1) Big Red Machine, “How Long Do You Think It’s Gonna Last?” / As autumn tunes its first notes, I just want to burrow into the latest from Big Red Machine. Most supergroups/side projects allow their members to showcase their weirdest sides. This band, from Bon Iver leader Justin Vernon and The National’s Aaron Dessner, actually displays their most intimate, accessible traits. This gorgeous, thoughtful album will gain attention for its guest stars—Taylor Swift, Fleet Foxes, Anais Mitchell—but the winsome vision and the open-hearted feel is all Vernon and Dessner.

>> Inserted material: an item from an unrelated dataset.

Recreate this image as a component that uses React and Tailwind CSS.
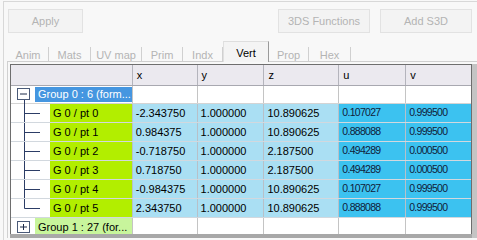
import React from "react";

const rows = [
  ["G 0 / pt 0", "-2.343750", "1.000000", "10.890625", "0.107027", "0.999500"],
  ["G 0 / pt 1", "0.984375", "1.000000", "10.890625", "0.888088", "0.999500"],
  ["G 0 / pt 2", "-0.718750", "1.000000", "2.187500", "0.494289", "0.000500"],
  ["G 0 / pt 3", "0.718750", "1.000000", "2.187500", "0.494289", "0.000500"],
  ["G 0 / pt 4", "-0.984375", "1.000000", "10.890625", "0.107027", "0.999500"],
  ["G 0 / pt 5", "2.343750", "1.000000", "10.890625", "0.888088", "0.999500"],
];

const tabs = [
  { label: "Anim", w: "w-[41px]" },
  { label: "Mats", w: "w-[42px]" },
  { label: "UV map", w: "w-[51px]" },
  { label: "Prim", w: "w-[41px]" },
  { label: "Indx", w: "w-[40px]" },
  { label: "Vert", w: "w-[46px]", active: true },
  { label: "Prop", w: "w-[40px]" },
  { label: "Hex", w: "w-[42px]" },
];

const Button = ({ children, className }) => (
  <div
    className={[
      "flex h-[24px] items-center justify-center border border-[#e2e2e2] bg-[#f3f3f3] text-[11px] text-[#b4b4b4]",
      className,
    ].join(" ")}
  >
    {children}
  </div>
);

const Box = ({ open }) => (
  <svg width="13" height="12" viewBox="0 0 13 12" className="shrink-0">
    <rect x="0.5" y="0.5" width="12" height="11" fill="#ffffff" stroke="#4a5a78" />
    <line x1="3" y1="6" x2="10" y2="6" stroke="#1c2a48" />
    {!open && <line x1="6.5" y1="3" x2="6.5" y2="9" stroke="#1c2a48" />}
  </svg>
);

const Connector = ({ last }) => (
  <svg width="39" height="18" viewBox="0 0 39 18" className="shrink-0">
    <line x1="13.5" y1="0" x2="13.5" y2={last ? 9.5 : 18} stroke="#2c3d66" />
    <line x1="13.5" y1="9.5" x2="29" y2="9.5" stroke="#2c3d66" />
  </svg>
);

const cols = ["w-[65px]", "w-[67px]", "w-[75px]", "w-[67px]", "w-[65px]"];

export default function App() {
  return (
    <div className="h-[240px] w-[477px] overflow-hidden bg-[#f8f8f8] font-['Liberation_Sans',Arial,sans-serif]">
      <div className="ml-[3px] mt-[1px] h-[239px] border-l border-t border-[#d8d8d8]">
        {/* buttons */}
        <div className="flex pt-[7px] pl-[4px] pr-[5px]">
          <Button className="w-[75px]">Apply</Button>
          <Button className="ml-auto w-[92px]">3DS Functions</Button>
          <Button className="ml-[10px] w-[92px]">Add S3D</Button>
        </div>

        {/* tabs */}
        <div className="mt-[8px] flex h-[21px] items-end pl-[3px]">
          <div className="h-[16px] w-[1px] border-b border-[#cfcfcf]" />
          {tabs.map((t) =>
            t.active ? (
              <div
                key={t.label}
                className={[
                  "flex h-[21px] items-start justify-center border-l border-t border-r border-l-[#e0e0e0] border-t-[#dedede] border-r-[#9a9a9a] bg-[#f4f4f4] pt-[3px] text-[11px] text-black",
                  t.w,
                ].join(" ")}
              >
                {t.label}
              </div>
            ) : (
              <div
                key={t.label}
                className={[
                  "flex h-[16px] items-start justify-center border-b border-b-[#cfcfcf] text-[11px] text-[#b4b4b4]",
                  t.w,
                ].join(" ")}
              >
                <span className="flex-1 pt-[1px] text-center">{t.label}</span>
                <span className="mt-[1px] h-[14px] w-[1px] bg-[#d0d0d0]" />
              </div>
            )
          )}
          <div className="h-[16px] flex-1 border-b border-[#cfcfcf]" />
        </div>

        {/* panel */}
        <div className="ml-[3px] flex h-[176px] border-l border-[#d0d0d0]">
          <div className="ml-[2px] mt-[2px] flex flex-col">
            <div className="flex h-[172px] w-[462px] flex-col overflow-hidden border-l border-t border-r border-[#6e6e6e] bg-white text-[11px] text-black">
              {/* header */}
              <div className="flex h-[21px] shrink-0 border-b border-[#a8a8b0] bg-[#ebe9ef]">
                <div className="w-[122px] border-r border-[#b4b4bc]" />
                {["x", "y", "z", "u", "v"].map((h, i) => (
                  <div
                    key={h}
                    className={[
                      "flex items-center border-r border-[#b4b4bc] pl-[4px]",
                      cols[i],
                      i === 4 ? "border-r-0" : "",
                    ].join(" ")}
                  >
                    {h}
                  </div>
                ))}
              </div>

              {/* group 0 */}
              <div className="flex h-[18px] shrink-0 border-b border-[#d4d4d4]">
                <div className="flex w-[122px] border-r border-[#c4c4c4]">
                  <div className="relative w-[24px] shrink-0">
                    <div className="absolute left-[6px] top-[2px]">
                      <Box open />
                    </div>
                    <div className="absolute left-[13px] top-[14px] h-[4px] w-px bg-[#2c3d66]" />
                  </div>
                  <div className="my-[1px] flex flex-1 items-center truncate bg-[#4596e0] pl-[3px] text-white">
                    Group 0 : 6 (form...
                  </div>
                </div>
                {cols.map((c, i) => (
                  <div key={i} className={[c, i === 4 ? "" : "border-r border-[#c4c4c4]"].join(" ")} />
                ))}
              </div>

              {/* points */}
              {rows.map((r, ri) => (
                <div key={ri} className="flex h-[19px] shrink-0 border-b border-[#d2d8de]">
                  <div className="flex w-[122px] border-r border-[#b8c0c8]">
                    <Connector last={ri === rows.length - 1} />
                    <div className="flex flex-1 items-center bg-[#b2ee00] pl-[3px]">{r[0]}</div>
                  </div>
                  {r.slice(1).map((v, i) => (
                    <div
                      key={i}
                      className={[
                        "flex items-center pl-[3px]",
                        cols[i],
                        i < 3
                          ? "border-r border-[#b8c0c8] bg-[#aadff3]"
                          : "bg-[#3cc2f0] text-[10.5px] tracking-[-0.7px] text-[#10203a]",
                        i === 3 ? "border-r border-[#b8c0c8]" : "",
                      ].join(" ")}
                    >
                      {v}
                    </div>
                  ))}
                </div>
              ))}

              {/* group 1 */}
              <div className="flex h-[19px] shrink-0">
                <div className="flex w-[122px] border-r border-[#c4c4c4]">
                  <div className="relative w-[24px] shrink-0">
                    <div className="absolute left-[6px] top-[3px]">
                      <Box />
                    </div>
                  </div>
                  <div className="flex flex-1 items-center truncate bg-[#c8f59c] pl-[3px]">
                    Group 1 : 27 (for...
                  </div>
                </div>
                {cols.map((c, i) => (
                  <div key={i} className={[c, i === 4 ? "" : "border-r border-[#c4c4c4]"].join(" ")} />
                ))}
              </div>
            </div>
            <div className="h-[4px] w-[462px] bg-[#a8a8a8]" />
          </div>
          <div className="mt-[2px] flex-1 bg-[#c4c4c4]" />
        </div>
      </div>
    </div>
  );
}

2) Turnstile, “Glow On” / I’ll admit my ignorance of this Baltimore band till now; I don’t partake of much within or adjacent to hardcore. But chasing the praise that kept coming across my social-media feed, I spent time with “Glow On” and was impressed with the band’s rare ability to synthesize sound and style. The markers of heavier music remain, but the band deftly mingles synth-pop, world and soul elements to keep listeners curious.
3) Marisa Anderson and William Tyler, “Lost Futures” / Anderson and Tyler are two of our truest guitar heroes. The pair don’t indulge in histrionics, but as composers and players craft quietly dynamic portraits of America. Teaming here, they offer one of the most beautiful, painterly records of the year—a sensitive collaboration that emphasizes each of our senses in turn, helping us to fully take in our surroundings.
4) Charlotte McConaghy, “Once There Were Wolves” / Just two novels into her career, McConaghy might already be one of her generation’s best. Her latest, a tale of re-introducing wolves to the Scottish highlands and the complications which ensue, is a masterwork of character development and pacing. Suspenseful but, more important, soulful, McConaghy’s work calls us to examine the wild within and without us—and how we both rely on and may be hindered by our animal instincts.
5) Kelli Russell Agodon, “How to Live to Among the Buzzing” at The Missouri Review / This one, from the ever-luminous Agodon, keeps slipping between the material and physical world, drawing us into the full use of our senses while suggesting the influence of something beyond them. The language is sumptuous; the feel of the poem, unsettling but exhilarating.
… And when I find
the honey spilled in the pantry closet, I wonder
how many bees died this year and when you joke
you want to name your punk band Colony Collapse,
I think how we use humor to rub out being terrified,
like when a neighbor’s pesticides made every fat leaf
fall from our fig tree, we said, Thank God!